Your eye for detail (car makes, model & year) is amazing. Also, buses is more than one bus. Busses is more than one kiss.
Great photos with excellent identification of the vehicles PLUS commentary! As for the lad in front of the Caddy, those of us old enough owned pants like that.
A particularly terrific set of photos this time around.
The lede photo seems as if it could have been taken in my own high school’s parking lot between 1976 – 1979 (it wasn’t…I’m thinking New Jersey? Close enough.). I’d say it’s the student lot. At least in my HS, the kids drove generally nicer cars than the teachers. And those girls obviously think the ‘Vette is special.
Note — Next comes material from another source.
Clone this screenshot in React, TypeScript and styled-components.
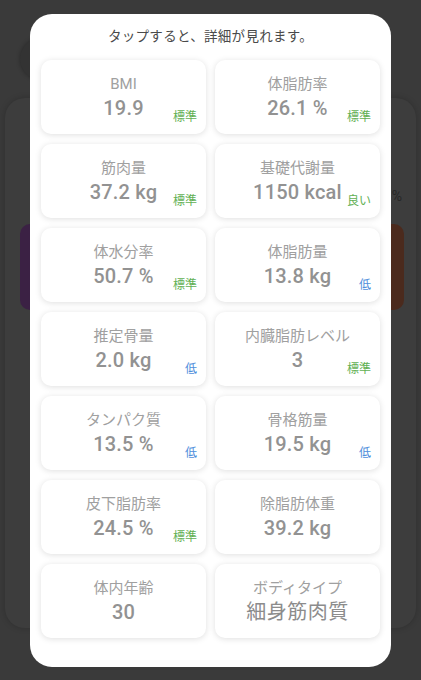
import React from 'react';
import styled, { createGlobalStyle } from 'styled-components';

const GlobalStyle = createGlobalStyle`
  html, body {
    margin: 0;
    padding: 0;
    background: #3a3a3a;
  }
  body {
    font-family: Roboto, 'Noto Sans CJK JP', sans-serif;
  }
`;

const Screen = styled.div`
  position: relative;
  width: 421px;
  height: 680px;
  overflow: hidden;
  background: #3a3a3a;
`;

// dimmed app behind the dialog
const Behind = styled.div`
  display: flex;
  flex-direction: column;
  padding: 38px 5px 0 5px;
  gap: 18px;
`;

const Avatar = styled.div`
  width: 42px;
  height: 42px;
  margin-left: 15px;
  border-radius: 50%;
  background: #333;
  box-shadow: 0 0 4px rgba(0, 0, 0, 0.3);
`;

const BehindCard = styled.div`
  height: 530px;
  border-radius: 20px;
  background: #3d3d3d;
  box-shadow: 0 0 6px rgba(0, 0, 0, 0.2);
  display: flex;
  flex-direction: column;
  padding: 90px 12px 0 15px;
  box-sizing: border-box;
`;

const BehindMark = styled.div`
  align-self: flex-end;
  font-size: 14px;
  color: #262626;
  margin-right: 2px;
`;

const BehindRow = styled.div`
  display: flex;
  justify-content: space-between;
  margin-top: 20px;
`;

const BehindBlock = styled.div<{ $tone: string }>`
  width: 40px;
  height: 86px;
  border-radius: 10px;
  background: ${(p) => p.$tone};
`;

const Dialog = styled.div`
  position: absolute;
  left: 30px;
  top: 14px;
  width: 361px;
  height: 653px;
  box-sizing: border-box;
  padding: 12px 11px 0 11px;
  background: #fff;
  border-radius: 22px;
  display: flex;
  flex-direction: column;
`;

const Hint = styled.div`
  text-align: center;
  font-size: 13.5px;
  line-height: 20px;
  color: #4a4a4a;
  margin-bottom: 14px;
  letter-spacing: 0.3px;
`;

const Grid = styled.div`
  display: grid;
  grid-template-columns: 165px 165px;
  grid-auto-rows: 74px;
  column-gap: 9px;
  row-gap: 10px;
`;

const Card = styled.div`
  position: relative;
  background: #fff;
  border-radius: 10px;
  box-shadow: 0 1px 6px rgba(0, 0, 0, 0.13);
  display: flex;
  flex-direction: column;
  align-items: center;
  padding-top: 14px;
  box-sizing: border-box;
`;

const Label = styled.div`
  font-size: 15px;
  line-height: 20px;
  color: #a0a0a0;
`;

const Value = styled.div<{ $plain?: boolean }>`
  font-size: 20px;
  font-weight: ${(p) => (p.$plain ? 400 : 500)};
  line-height: 26px;
  color: ${(p) => (p.$plain ? '#8c8c8c' : '#929292')};
  margin-top: 1px;
  letter-spacing: ${(p) => (p.$plain ? '0.5px' : '0.2px')};
`;

const Badge = styled.span<{ $tone: 'good' | 'low' }>`
  position: absolute;
  right: 9px;
  bottom: 10px;
  font-size: 12px;
  line-height: 14px;
  color: ${(p) => (p.$tone === 'good' ? '#62b054' : '#4f8fdc')};
`;

type Item = {
  label: string;
  value: string;
  badge?: string;
  tone?: 'good' | 'low';
  plain?: boolean;
};

const items: Item[] = [
  { label: 'BMI', value: '19.9', badge: '標準', tone: 'good' },
  { label: '体脂肪率', value: '26.1 %', badge: '標準', tone: 'good' },
  { label: '筋肉量', value: '37.2 kg', badge: '標準', tone: 'good' },
  { label: '基礎代謝量', value: '1150 kcal', badge: '良い', tone: 'good' },
  { label: '体水分率', value: '50.7 %', badge: '標準', tone: 'good' },
  { label: '体脂肪量', value: '13.8 kg', badge: '低', tone: 'low' },
  { label: '推定骨量', value: '2.0 kg', badge: '低', tone: 'low' },
  { label: '内臓脂肪レベル', value: '3', badge: '標準', tone: 'good' },
  { label: 'タンパク質', value: '13.5 %', badge: '低', tone: 'low' },
  { label: '骨格筋量', value: '19.5 kg', badge: '低', tone: 'low' },
  { label: '皮下脂肪率', value: '24.5 %', badge: '標準', tone: 'good' },
  { label: '除脂肪体重', value: '39.2 kg' },
  { label: '体内年齢', value: '30' },
  { label: 'ボディタイプ', value: '細身筋肉質', plain: true },
];

const App = () => {
  return (
    <Screen>
      <GlobalStyle />
      <Behind>
        <Avatar />
        <BehindCard>
          <BehindMark>%</BehindMark>
          <BehindRow>
            <BehindBlock $tone='#3b2144' />
            <BehindBlock $tone='#4b2a1d' />
          </BehindRow>
        </BehindCard>
      </Behind>
      <Dialog>
        <Hint>タップすると、詳細が見れます。</Hint>
        <Grid>
          {items.map((item) => (
            <Card key={item.label}>
              <Label>{item.label}</Label>
              <Value $plain={item.plain}>{item.value}</Value>
              {item.badge && item.tone && (
                <Badge $tone={item.tone}>{item.badge}</Badge>
              )}
            </Card>
          ))}
        </Grid>
      </Dialog>
    </Screen>
  );
};

export default App;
The 2nd photo of the Ford Starliner is amazing to me. Assuming that car was relatively new at the time, his neighbors (e.g., whoever parked across the street) must have thought that he was driving a UFO compared to the ancient things they had. Also, I hope that his grandson inherited his whole outfit (hat, shirt, slacks). Grandpa was the OG hipster!
1966 Impala…That’s not just “a lady”. It’s Susan! Someone across the time-space-continuum wanted us to know that. And now we do.
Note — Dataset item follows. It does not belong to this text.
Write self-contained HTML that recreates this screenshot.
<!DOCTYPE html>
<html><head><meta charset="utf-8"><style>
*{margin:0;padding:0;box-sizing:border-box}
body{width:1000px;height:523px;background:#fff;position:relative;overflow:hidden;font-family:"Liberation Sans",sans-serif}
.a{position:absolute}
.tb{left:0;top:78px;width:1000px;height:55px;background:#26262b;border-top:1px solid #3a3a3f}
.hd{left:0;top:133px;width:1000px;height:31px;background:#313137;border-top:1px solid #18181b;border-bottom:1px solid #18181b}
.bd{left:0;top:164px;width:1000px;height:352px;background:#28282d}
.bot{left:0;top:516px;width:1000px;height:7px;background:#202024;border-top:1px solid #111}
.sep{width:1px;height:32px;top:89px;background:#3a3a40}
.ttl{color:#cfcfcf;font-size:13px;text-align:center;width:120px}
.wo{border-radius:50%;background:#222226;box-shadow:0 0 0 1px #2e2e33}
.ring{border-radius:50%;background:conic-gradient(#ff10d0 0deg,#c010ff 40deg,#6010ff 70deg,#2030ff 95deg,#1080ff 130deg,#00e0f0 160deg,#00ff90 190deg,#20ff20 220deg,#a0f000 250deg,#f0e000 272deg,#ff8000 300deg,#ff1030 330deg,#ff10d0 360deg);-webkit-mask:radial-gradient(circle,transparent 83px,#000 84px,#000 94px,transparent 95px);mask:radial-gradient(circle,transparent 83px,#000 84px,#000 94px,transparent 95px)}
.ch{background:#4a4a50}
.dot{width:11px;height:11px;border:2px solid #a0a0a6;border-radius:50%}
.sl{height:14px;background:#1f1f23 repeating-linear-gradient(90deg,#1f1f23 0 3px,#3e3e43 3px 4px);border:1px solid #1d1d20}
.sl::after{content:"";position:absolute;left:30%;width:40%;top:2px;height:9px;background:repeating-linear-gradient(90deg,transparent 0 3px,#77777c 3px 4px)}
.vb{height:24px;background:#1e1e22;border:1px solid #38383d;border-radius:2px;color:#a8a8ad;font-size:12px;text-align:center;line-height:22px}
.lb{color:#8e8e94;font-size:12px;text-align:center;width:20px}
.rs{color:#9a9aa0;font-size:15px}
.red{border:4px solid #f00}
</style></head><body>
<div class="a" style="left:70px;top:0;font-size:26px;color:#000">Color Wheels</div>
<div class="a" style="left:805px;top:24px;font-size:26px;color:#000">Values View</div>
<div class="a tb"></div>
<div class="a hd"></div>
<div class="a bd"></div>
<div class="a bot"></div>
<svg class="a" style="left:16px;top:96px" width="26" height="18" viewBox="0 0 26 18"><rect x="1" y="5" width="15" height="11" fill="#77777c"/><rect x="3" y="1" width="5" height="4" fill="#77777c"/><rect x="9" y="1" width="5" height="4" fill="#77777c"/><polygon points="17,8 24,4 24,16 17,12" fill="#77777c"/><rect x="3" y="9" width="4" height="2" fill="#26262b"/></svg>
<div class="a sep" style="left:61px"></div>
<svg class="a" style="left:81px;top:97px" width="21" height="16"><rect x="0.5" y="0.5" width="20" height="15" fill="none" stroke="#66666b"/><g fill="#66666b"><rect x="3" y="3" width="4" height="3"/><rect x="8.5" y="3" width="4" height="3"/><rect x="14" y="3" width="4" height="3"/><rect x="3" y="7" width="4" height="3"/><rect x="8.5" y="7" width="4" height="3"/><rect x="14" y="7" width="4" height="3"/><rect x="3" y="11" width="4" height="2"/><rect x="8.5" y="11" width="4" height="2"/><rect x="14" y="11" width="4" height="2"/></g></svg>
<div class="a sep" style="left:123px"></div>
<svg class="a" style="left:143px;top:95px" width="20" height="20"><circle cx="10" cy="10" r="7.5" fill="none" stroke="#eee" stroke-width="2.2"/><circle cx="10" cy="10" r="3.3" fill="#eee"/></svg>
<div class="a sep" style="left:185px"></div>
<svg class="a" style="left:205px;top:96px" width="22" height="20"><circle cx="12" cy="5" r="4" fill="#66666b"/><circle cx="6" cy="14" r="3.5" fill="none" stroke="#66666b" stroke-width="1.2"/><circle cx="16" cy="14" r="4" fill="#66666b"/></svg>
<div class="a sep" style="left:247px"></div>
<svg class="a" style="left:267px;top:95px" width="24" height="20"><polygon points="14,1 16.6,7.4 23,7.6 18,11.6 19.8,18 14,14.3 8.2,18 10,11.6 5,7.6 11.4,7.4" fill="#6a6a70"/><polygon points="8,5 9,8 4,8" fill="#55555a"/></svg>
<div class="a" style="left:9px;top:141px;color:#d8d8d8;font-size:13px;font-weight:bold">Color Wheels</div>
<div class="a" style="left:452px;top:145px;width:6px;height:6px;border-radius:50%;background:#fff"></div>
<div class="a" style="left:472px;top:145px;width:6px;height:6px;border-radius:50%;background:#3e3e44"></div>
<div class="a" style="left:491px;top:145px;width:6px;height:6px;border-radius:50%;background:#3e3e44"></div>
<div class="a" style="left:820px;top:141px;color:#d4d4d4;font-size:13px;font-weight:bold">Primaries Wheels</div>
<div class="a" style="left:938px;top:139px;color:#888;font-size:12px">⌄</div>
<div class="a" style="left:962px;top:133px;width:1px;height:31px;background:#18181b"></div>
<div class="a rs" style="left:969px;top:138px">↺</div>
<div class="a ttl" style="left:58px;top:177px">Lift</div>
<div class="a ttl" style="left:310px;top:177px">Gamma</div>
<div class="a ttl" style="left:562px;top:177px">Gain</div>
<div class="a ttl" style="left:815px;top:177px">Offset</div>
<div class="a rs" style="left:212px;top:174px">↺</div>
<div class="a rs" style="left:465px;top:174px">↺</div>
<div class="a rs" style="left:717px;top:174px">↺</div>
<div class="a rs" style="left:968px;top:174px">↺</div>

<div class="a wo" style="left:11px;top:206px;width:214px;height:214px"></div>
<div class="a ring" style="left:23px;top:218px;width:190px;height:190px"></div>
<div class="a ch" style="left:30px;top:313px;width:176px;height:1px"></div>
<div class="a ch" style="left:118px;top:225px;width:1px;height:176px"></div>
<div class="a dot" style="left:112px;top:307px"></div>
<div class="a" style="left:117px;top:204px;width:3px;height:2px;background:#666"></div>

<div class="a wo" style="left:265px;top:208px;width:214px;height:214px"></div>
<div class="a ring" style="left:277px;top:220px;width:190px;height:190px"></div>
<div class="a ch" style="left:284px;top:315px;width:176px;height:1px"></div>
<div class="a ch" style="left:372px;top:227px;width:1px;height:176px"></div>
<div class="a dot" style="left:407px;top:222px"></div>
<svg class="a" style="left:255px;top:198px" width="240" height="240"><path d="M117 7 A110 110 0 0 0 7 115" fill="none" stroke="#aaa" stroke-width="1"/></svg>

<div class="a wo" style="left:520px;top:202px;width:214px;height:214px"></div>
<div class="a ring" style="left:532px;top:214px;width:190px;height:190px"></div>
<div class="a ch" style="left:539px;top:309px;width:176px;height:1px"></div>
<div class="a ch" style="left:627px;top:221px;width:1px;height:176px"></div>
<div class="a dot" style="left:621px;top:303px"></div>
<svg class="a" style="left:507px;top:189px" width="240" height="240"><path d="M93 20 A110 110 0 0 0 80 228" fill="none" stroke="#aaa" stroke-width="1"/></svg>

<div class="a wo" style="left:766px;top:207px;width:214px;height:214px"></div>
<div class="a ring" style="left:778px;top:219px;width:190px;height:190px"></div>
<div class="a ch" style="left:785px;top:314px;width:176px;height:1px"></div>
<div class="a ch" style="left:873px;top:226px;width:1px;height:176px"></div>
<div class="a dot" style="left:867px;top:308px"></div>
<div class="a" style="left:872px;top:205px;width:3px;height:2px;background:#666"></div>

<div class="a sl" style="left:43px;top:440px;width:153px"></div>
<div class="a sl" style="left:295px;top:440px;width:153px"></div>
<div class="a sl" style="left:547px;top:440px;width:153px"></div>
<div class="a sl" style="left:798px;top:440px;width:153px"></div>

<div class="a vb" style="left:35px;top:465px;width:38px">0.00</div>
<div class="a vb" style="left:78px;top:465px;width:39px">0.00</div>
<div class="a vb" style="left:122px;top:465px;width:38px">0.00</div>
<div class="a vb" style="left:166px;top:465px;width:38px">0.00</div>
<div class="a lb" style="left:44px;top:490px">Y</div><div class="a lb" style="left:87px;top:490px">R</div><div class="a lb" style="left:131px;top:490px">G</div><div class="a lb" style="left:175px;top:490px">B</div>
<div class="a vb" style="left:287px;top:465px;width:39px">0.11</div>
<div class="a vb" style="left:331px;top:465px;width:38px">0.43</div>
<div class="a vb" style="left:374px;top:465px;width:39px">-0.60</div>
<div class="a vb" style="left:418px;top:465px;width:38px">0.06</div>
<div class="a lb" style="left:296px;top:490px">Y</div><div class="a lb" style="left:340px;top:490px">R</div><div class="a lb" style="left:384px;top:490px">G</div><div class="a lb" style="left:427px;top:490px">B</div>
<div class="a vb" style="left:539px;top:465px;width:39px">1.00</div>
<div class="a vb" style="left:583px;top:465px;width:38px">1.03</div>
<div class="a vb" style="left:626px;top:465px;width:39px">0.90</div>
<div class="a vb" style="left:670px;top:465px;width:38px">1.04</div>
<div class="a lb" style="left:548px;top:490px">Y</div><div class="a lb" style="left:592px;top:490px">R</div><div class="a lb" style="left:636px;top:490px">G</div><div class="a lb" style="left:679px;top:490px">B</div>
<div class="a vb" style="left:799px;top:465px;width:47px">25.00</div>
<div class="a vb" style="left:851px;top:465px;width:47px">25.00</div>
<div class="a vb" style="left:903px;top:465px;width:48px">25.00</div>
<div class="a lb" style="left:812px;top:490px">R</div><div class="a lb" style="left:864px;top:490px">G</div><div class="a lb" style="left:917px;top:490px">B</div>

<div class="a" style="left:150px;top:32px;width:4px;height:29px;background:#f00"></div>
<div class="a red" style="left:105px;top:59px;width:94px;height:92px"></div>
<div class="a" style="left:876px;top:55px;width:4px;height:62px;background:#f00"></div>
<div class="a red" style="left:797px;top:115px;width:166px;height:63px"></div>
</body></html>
I hope that dad with the Camaro in FL has a positive relationship with his daughter now. It wasn’t looking so good in 1970. But things change. Fortunately.
So many interesting stories here.
The couple standing by the Black and white 1960 Ford appears to be wearing clothes she sewed His shirt and her dress. That was common back then. Might be wrong but her dress does look home made.
As a young man in the Seventies, I always get mixed feelings looking pictures from that decade. Usually such pics put a smile on my face and then soon after I ask how did the years go by so fast?
Interesting to see snow tires on all four wheels on the Opel. Something I first saw when I moved to Prince George in central British Columbia back in the late seventies. Quite common in the winter out there, not something anyone in Alberta did that I recall. Makes sense though when you have to slog through drifts and unplowed roads.
I think that Z28 HAS to be a 1970, not 70-73. It has a split bumper.